Monolord have never been a band that needs to reinvent themselves to stay relevant. Thirteen years in, the Swedish doom trio return with “Neverending” (out May 29th). It was produced by legendary engineer Sylvia Massy, whose credits include Tool, System of a Down, and Johnny Cash. That collaboration alone signals that Monolord were after something more deliberate this time — not louder, just more considered. As bassist Mika Häkki puts it: “We’ve looked back and seen for the first time how much we have done as a band collectively, and realized what an intense 13 years it has been.“
Massy’s production gives the album a clarity that lets every instrument breathe at its own pace. The guitars don’t simply fill the space. They echo through it, fading like sound carried off by wind. Then a riff pulls you back in, hitting harder for the quiet that came before.
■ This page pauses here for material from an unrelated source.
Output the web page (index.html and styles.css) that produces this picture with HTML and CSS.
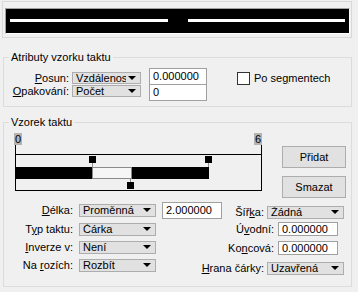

The bass sits at exactly the right level throughout. Sometimes it feeds quietly between the guitar lines. Other times it locks in with the heaviest riffs, giving them real weight. The drums carry the same careful restraint. At moments they almost disappear entirely, letting the guitar come forward. Then suddenly they return — with a technical precision that reminds you how much was holding everything together underneath.
Lyrically, this is Monolord‘s most personal record yet, according to guitarist and vocalist Thomas Jäger. You feel it in how the dynamics shift across the album. Tempo changes and mood pivots feel less like structural choices and more like emotional states moving through you. It’s almost as if the record is mapping out every facet of a single human day. The opener “Iodine” is a sophisticated, patient choice — it signals from the start that this record won’t be rushed. Then comes “You Bastard”. It tackles suicide from both angles — the perspective of those who leave and those left behind. The directness of it lands all the heavier for how plainly it’s delivered.
For me, though, track three is where the album finds its real centre. “Inside a Collider” runs just over eight minutes. Somewhere in the middle of it, I found myself in a completely different headspace — not just musically, but mentally. That’s a rare thing for a record to do, and it does it without fanfare. From that point on, “Neverending” settles into deep, heavy territory. The guitar work feels almost dictated by the drums. At times they step back and let the melody breathe. At other times they assert themselves with a technical precision that reframes everything around them.
Album closer “It’s Neverending” lands as a genuine surprise: it’s the first Monolord song that Jäger doesn’t sing on. Instead, the death-metal vocals are handled by former Entombed bassist Jörgen Sandström — also of Grave, Domedagen, and Firespawn. The contrast with everything that came before is jarring in the best possible way. It closes the record on an unexpected note that somehow still feels like a natural conclusion.
“Neverending” is the sound of a band looking back over thirteen years. They’ve decided to be exactly, deliberately themselves — only a little deeper, and a little more honest about it.